(Record list)
"""
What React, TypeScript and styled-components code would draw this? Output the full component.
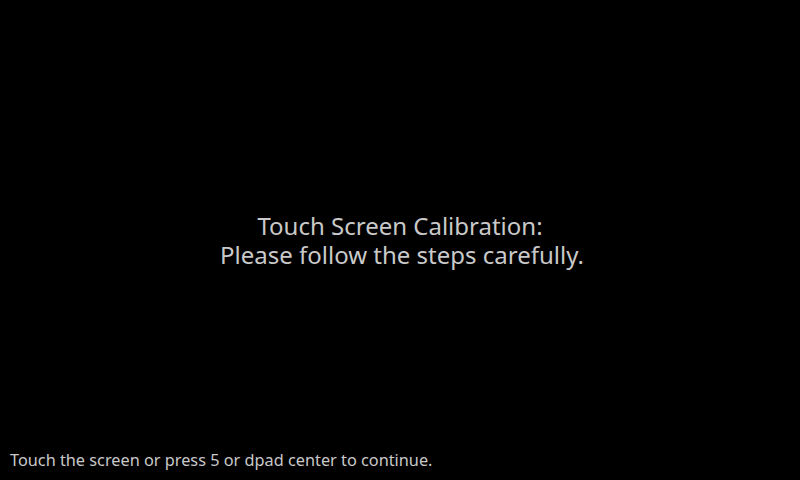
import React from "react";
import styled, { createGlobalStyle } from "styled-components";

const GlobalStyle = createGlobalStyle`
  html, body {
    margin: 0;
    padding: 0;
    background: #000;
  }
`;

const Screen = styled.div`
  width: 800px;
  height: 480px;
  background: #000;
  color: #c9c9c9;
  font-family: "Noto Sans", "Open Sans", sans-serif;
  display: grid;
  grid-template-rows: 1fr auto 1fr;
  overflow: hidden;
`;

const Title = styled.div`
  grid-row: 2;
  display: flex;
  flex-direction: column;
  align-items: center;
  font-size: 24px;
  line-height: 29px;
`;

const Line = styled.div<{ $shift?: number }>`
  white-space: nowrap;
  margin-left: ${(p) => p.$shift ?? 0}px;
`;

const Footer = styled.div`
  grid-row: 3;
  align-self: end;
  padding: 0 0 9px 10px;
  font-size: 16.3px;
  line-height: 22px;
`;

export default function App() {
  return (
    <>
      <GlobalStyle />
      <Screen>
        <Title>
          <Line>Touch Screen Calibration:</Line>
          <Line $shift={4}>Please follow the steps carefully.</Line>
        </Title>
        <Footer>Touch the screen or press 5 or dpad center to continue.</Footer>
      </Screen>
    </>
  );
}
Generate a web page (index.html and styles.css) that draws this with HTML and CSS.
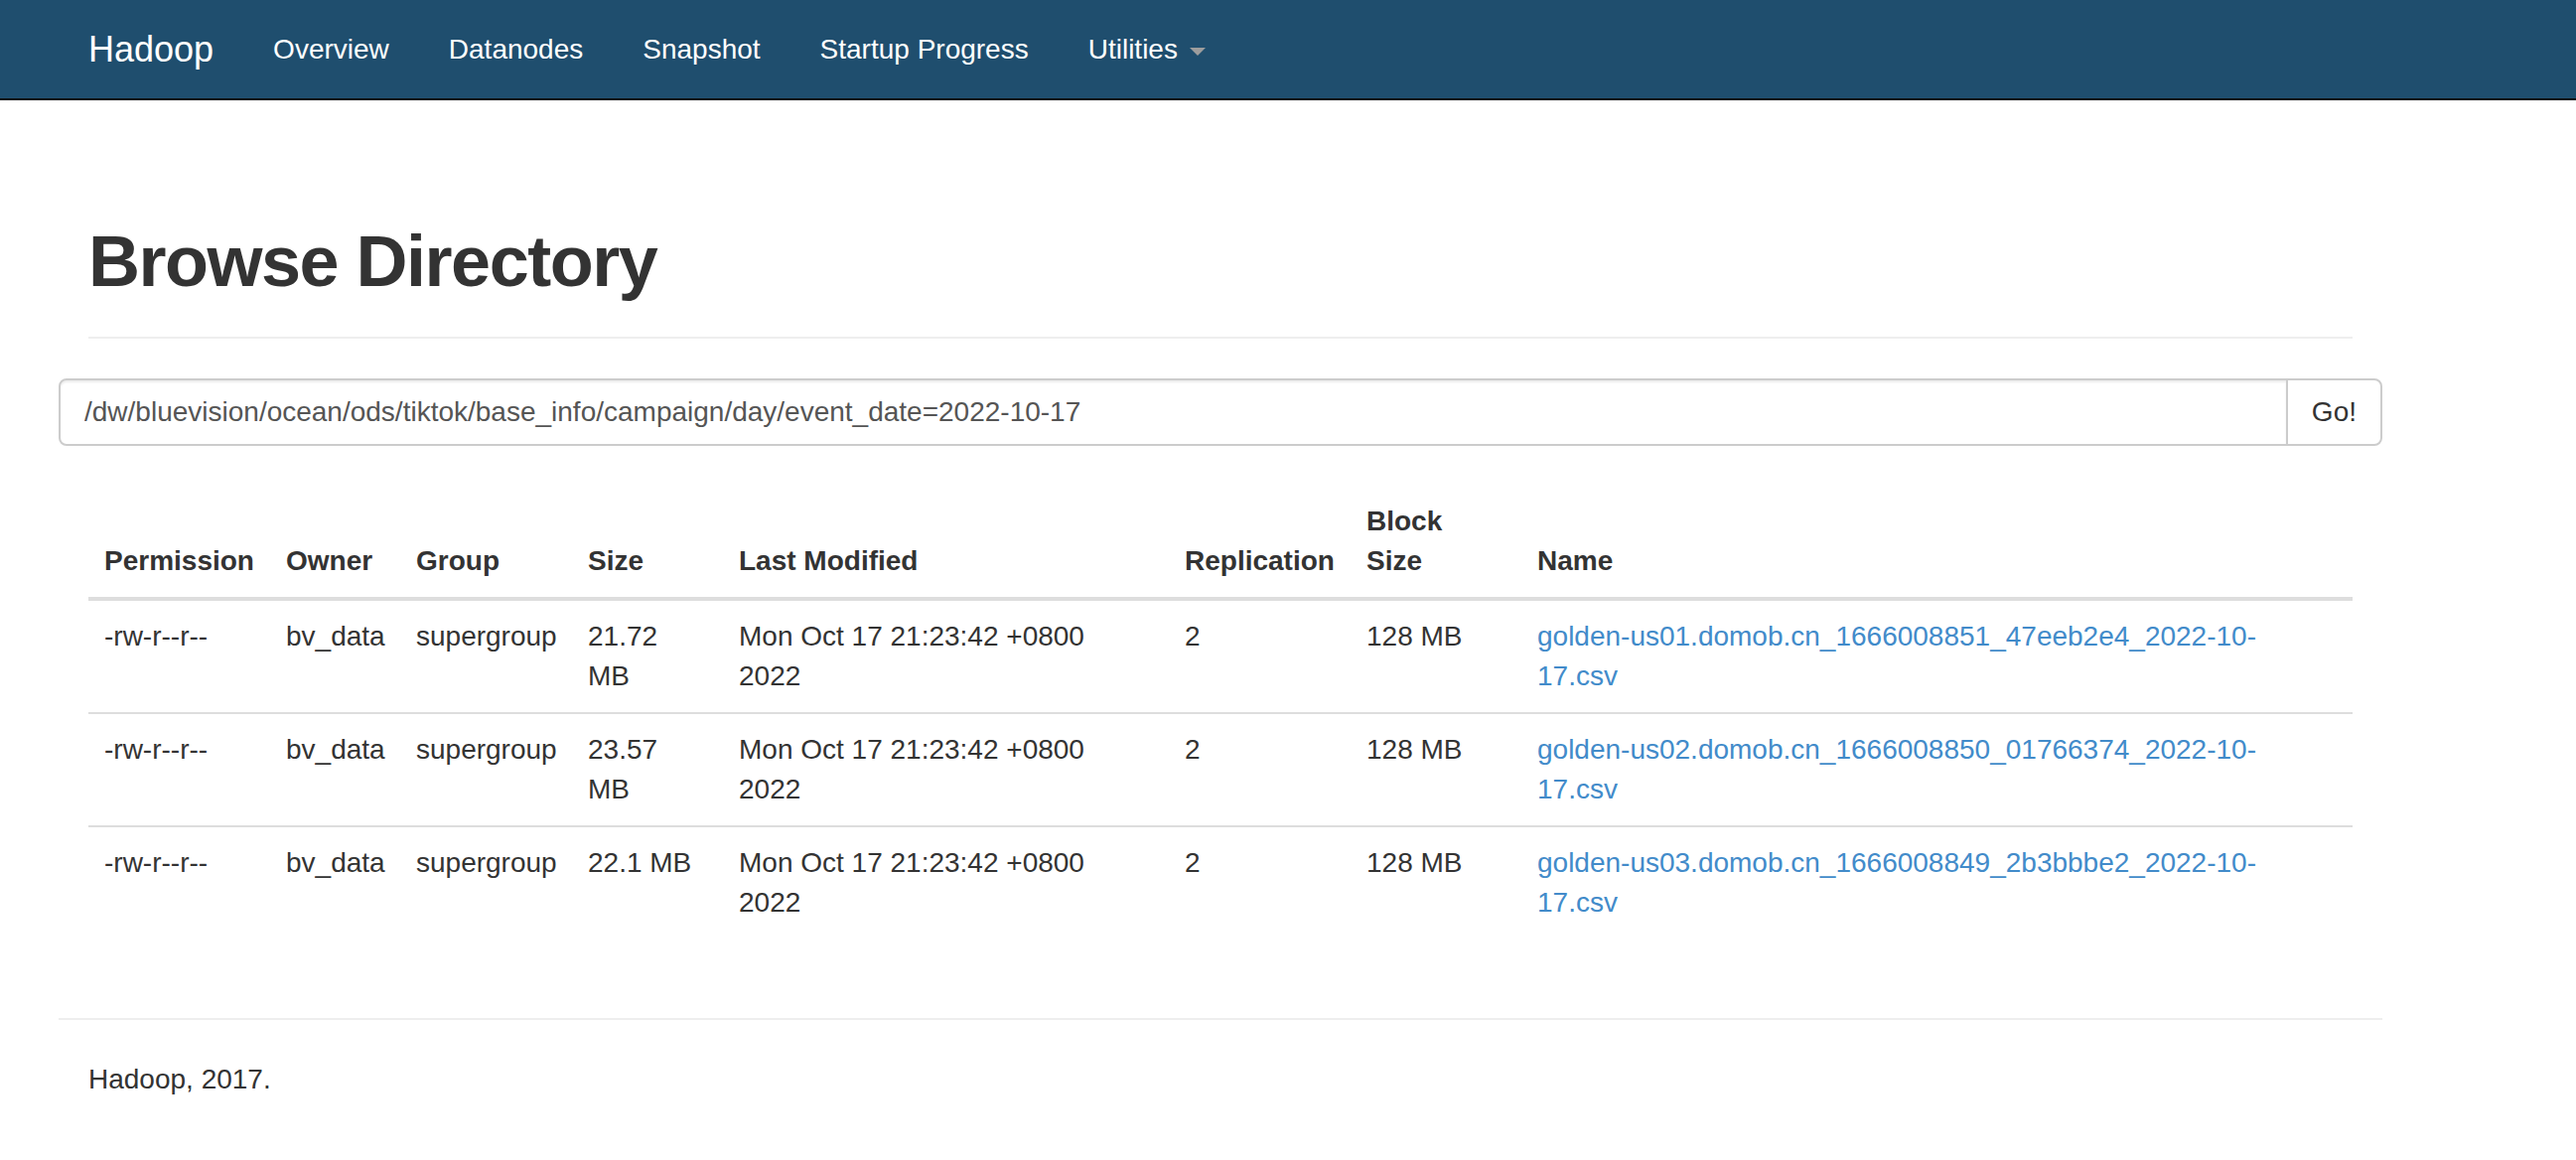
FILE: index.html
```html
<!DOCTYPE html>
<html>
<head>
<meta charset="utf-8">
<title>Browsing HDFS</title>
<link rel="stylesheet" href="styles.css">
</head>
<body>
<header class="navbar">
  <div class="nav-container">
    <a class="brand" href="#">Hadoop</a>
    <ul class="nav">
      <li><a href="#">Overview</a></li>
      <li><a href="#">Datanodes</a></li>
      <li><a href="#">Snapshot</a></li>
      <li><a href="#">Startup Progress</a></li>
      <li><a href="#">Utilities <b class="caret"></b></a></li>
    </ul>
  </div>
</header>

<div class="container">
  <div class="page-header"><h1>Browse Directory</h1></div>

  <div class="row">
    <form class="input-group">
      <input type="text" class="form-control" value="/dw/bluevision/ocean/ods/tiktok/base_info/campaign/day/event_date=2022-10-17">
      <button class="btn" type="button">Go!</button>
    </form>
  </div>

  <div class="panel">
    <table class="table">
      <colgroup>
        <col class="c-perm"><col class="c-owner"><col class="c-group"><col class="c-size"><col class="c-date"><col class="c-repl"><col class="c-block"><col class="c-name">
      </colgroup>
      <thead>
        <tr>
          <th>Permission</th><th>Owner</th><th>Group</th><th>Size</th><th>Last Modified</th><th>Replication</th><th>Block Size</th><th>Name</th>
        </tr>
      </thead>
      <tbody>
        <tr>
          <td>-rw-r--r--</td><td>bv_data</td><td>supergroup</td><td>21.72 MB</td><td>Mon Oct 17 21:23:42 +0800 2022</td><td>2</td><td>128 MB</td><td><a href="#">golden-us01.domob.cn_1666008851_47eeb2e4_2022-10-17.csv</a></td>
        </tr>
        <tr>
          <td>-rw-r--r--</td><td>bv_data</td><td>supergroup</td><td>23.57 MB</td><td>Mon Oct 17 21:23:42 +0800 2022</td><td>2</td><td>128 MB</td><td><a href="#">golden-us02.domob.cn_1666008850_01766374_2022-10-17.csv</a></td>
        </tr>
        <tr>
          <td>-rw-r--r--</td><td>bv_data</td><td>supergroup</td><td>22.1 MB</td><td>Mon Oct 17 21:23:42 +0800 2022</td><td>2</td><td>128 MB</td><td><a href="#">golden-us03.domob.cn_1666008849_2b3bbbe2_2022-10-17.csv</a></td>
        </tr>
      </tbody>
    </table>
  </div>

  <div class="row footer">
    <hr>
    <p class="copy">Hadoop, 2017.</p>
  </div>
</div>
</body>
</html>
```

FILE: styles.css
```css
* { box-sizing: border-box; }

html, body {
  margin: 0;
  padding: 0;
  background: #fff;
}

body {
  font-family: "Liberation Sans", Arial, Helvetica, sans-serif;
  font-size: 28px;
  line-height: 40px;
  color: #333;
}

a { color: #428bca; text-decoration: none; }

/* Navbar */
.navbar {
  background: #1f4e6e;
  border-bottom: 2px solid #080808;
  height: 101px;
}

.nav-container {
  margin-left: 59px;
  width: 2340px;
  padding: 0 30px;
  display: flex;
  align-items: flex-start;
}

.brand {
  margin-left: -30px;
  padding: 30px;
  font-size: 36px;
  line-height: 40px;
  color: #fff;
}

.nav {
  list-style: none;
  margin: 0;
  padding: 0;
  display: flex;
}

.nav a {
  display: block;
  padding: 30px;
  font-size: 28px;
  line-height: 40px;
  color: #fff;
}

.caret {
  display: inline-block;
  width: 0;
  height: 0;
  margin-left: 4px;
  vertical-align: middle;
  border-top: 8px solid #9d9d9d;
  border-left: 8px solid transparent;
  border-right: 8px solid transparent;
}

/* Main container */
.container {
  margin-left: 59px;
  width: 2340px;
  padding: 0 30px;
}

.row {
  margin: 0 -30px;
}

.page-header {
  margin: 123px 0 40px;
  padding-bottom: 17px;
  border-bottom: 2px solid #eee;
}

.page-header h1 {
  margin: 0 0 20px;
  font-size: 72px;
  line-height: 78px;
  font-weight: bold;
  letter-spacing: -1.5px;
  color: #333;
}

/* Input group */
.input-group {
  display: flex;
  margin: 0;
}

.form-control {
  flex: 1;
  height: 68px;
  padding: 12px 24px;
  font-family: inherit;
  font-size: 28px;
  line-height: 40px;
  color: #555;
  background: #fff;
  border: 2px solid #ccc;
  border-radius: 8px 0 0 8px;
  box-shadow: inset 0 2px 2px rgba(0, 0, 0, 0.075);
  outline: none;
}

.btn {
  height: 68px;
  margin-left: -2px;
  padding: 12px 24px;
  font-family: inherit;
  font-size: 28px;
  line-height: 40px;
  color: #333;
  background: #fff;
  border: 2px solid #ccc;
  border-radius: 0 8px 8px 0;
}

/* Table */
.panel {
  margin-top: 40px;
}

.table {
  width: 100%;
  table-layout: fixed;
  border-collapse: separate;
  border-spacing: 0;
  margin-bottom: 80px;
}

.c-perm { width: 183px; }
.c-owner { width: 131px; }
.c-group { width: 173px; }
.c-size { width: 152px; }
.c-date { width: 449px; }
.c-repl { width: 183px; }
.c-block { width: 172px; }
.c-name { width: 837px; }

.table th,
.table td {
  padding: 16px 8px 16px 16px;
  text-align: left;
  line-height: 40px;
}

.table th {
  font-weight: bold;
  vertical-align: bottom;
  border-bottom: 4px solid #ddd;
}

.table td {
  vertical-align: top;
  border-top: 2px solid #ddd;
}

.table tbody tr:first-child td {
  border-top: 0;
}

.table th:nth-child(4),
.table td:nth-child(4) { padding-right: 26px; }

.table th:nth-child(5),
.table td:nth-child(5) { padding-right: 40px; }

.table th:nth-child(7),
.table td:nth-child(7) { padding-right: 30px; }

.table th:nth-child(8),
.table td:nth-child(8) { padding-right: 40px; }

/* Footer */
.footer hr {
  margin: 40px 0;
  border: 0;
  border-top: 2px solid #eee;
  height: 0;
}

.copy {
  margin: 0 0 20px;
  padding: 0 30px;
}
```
"""
Copy each line of the records precisely and drop any images they hold.

What React, TypeScript and styled-components code would draw this? Output the full component.
import React from "react";
import styled, { createGlobalStyle } from "styled-components";

const GlobalStyle = createGlobalStyle`
  html, body {
    margin: 0;
    padding: 0;
    background: #000;
  }
`;

const Screen = styled.div`
  width: 800px;
  height: 480px;
  background: #000;
  color: #c9c9c9;
  font-family: "Noto Sans", "Open Sans", sans-serif;
  display: grid;
  grid-template-rows: 1fr auto 1fr;
  overflow: hidden;
`;

const Title = styled.div`
  grid-row: 2;
  display: flex;
  flex-direction: column;
  align-items: center;
  font-size: 24px;
  line-height: 29px;
`;

const Line = styled.div<{ $shift?: number }>`
  white-space: nowrap;
  margin-left: ${(p) => p.$shift ?? 0}px;
`;

const Footer = styled.div`
  grid-row: 3;
  align-self: end;
  padding: 0 0 9px 10px;
  font-size: 16.3px;
  line-height: 22px;
`;

export default function App() {
  return (
    <>
      <GlobalStyle />
      <Screen>
        <Title>
          <Line>Touch Screen Calibration:</Line>
          <Line $shift={4}>Please follow the steps carefully.</Line>
        </Title>
        <Footer>Touch the screen or press 5 or dpad center to continue.</Footer>
      </Screen>
    </>
  );
}
Generate a web page (index.html and styles.css) that draws this with HTML and CSS.
FILE: index.html
```html
<!DOCTYPE html>
<html>
<head>
<meta charset="utf-8">
<title>Browsing HDFS</title>
<link rel="stylesheet" href="styles.css">
</head>
<body>
<header class="navbar">
  <div class="nav-container">
    <a class="brand" href="#">Hadoop</a>
    <ul class="nav">
      <li><a href="#">Overview</a></li>
      <li><a href="#">Datanodes</a></li>
      <li><a href="#">Snapshot</a></li>
      <li><a href="#">Startup Progress</a></li>
      <li><a href="#">Utilities <b class="caret"></b></a></li>
    </ul>
  </div>
</header>

<div class="container">
  <div class="page-header"><h1>Browse Directory</h1></div>

  <div class="row">
    <form class="input-group">
      <input type="text" class="form-control" value="/dw/bluevision/ocean/ods/tiktok/base_info/campaign/day/event_date=2022-10-17">
      <button class="btn" type="button">Go!</button>
    </form>
  </div>

  <div class="panel">
    <table class="table">
      <colgroup>
        <col class="c-perm"><col class="c-owner"><col class="c-group"><col class="c-size"><col class="c-date"><col class="c-repl"><col class="c-block"><col class="c-name">
      </colgroup>
      <thead>
        <tr>
          <th>Permission</th><th>Owner</th><th>Group</th><th>Size</th><th>Last Modified</th><th>Replication</th><th>Block Size</th><th>Name</th>
        </tr>
      </thead>
      <tbody>
        <tr>
          <td>-rw-r--r--</td><td>bv_data</td><td>supergroup</td><td>21.72 MB</td><td>Mon Oct 17 21:23:42 +0800 2022</td><td>2</td><td>128 MB</td><td><a href="#">golden-us01.domob.cn_1666008851_47eeb2e4_2022-10-17.csv</a></td>
        </tr>
        <tr>
          <td>-rw-r--r--</td><td>bv_data</td><td>supergroup</td><td>23.57 MB</td><td>Mon Oct 17 21:23:42 +0800 2022</td><td>2</td><td>128 MB</td><td><a href="#">golden-us02.domob.cn_1666008850_01766374_2022-10-17.csv</a></td>
        </tr>
        <tr>
          <td>-rw-r--r--</td><td>bv_data</td><td>supergroup</td><td>22.1 MB</td><td>Mon Oct 17 21:23:42 +0800 2022</td><td>2</td><td>128 MB</td><td><a href="#">golden-us03.domob.cn_1666008849_2b3bbbe2_2022-10-17.csv</a></td>
        </tr>
      </tbody>
    </table>
  </div>

  <div class="row footer">
    <hr>
    <p class="copy">Hadoop, 2017.</p>
  </div>
</div>
</body>
</html>
```

FILE: styles.css
```css
* { box-sizing: border-box; }

html, body {
  margin: 0;
  padding: 0;
  background: #fff;
}

body {
  font-family: "Liberation Sans", Arial, Helvetica, sans-serif;
  font-size: 28px;
  line-height: 40px;
  color: #333;
}

a { color: #428bca; text-decoration: none; }

/* Navbar */
.navbar {
  background: #1f4e6e;
  border-bottom: 2px solid #080808;
  height: 101px;
}

.nav-container {
  margin-left: 59px;
  width: 2340px;
  padding: 0 30px;
  display: flex;
  align-items: flex-start;
}

.brand {
  margin-left: -30px;
  padding: 30px;
  font-size: 36px;
  line-height: 40px;
  color: #fff;
}

.nav {
  list-style: none;
  margin: 0;
  padding: 0;
  display: flex;
}

.nav a {
  display: block;
  padding: 30px;
  font-size: 28px;
  line-height: 40px;
  color: #fff;
}

.caret {
  display: inline-block;
  width: 0;
  height: 0;
  margin-left: 4px;
  vertical-align: middle;
  border-top: 8px solid #9d9d9d;
  border-left: 8px solid transparent;
  border-right: 8px solid transparent;
}

/* Main container */
.container {
  margin-left: 59px;
  width: 2340px;
  padding: 0 30px;
}

.row {
  margin: 0 -30px;
}

.page-header {
  margin: 123px 0 40px;
  padding-bottom: 17px;
  border-bottom: 2px solid #eee;
}

.page-header h1 {
  margin: 0 0 20px;
  font-size: 72px;
  line-height: 78px;
  font-weight: bold;
  letter-spacing: -1.5px;
  color: #333;
}

/* Input group */
.input-group {
  display: flex;
  margin: 0;
}

.form-control {
  flex: 1;
  height: 68px;
  padding: 12px 24px;
  font-family: inherit;
  font-size: 28px;
  line-height: 40px;
  color: #555;
  background: #fff;
  border: 2px solid #ccc;
  border-radius: 8px 0 0 8px;
  box-shadow: inset 0 2px 2px rgba(0, 0, 0, 0.075);
  outline: none;
}

.btn {
  height: 68px;
  margin-left: -2px;
  padding: 12px 24px;
  font-family: inherit;
  font-size: 28px;
  line-height: 40px;
  color: #333;
  background: #fff;
  border: 2px solid #ccc;
  border-radius: 0 8px 8px 0;
}

/* Table */
.panel {
  margin-top: 40px;
}

.table {
  width: 100%;
  table-layout: fixed;
  border-collapse: separate;
  border-spacing: 0;
  margin-bottom: 80px;
}

.c-perm { width: 183px; }
.c-owner { width: 131px; }
.c-group { width: 173px; }
.c-size { width: 152px; }
.c-date { width: 449px; }
.c-repl { width: 183px; }
.c-block { width: 172px; }
.c-name { width: 837px; }

.table th,
.table td {
  padding: 16px 8px 16px 16px;
  text-align: left;
  line-height: 40px;
}

.table th {
  font-weight: bold;
  vertical-align: bottom;
  border-bottom: 4px solid #ddd;
}

.table td {
  vertical-align: top;
  border-top: 2px solid #ddd;
}

.table tbody tr:first-child td {
  border-top: 0;
}

.table th:nth-child(4),
.table td:nth-child(4) { padding-right: 26px; }

.table th:nth-child(5),
.table td:nth-child(5) { padding-right: 40px; }

.table th:nth-child(7),
.table td:nth-child(7) { padding-right: 30px; }

.table th:nth-child(8),
.table td:nth-child(8) { padding-right: 40px; }

/* Footer */
.footer hr {
  margin: 40px 0;
  border: 0;
  border-top: 2px solid #eee;
  height: 0;
}

.copy {
  margin: 0 0 20px;
  padding: 0 30px;
}
```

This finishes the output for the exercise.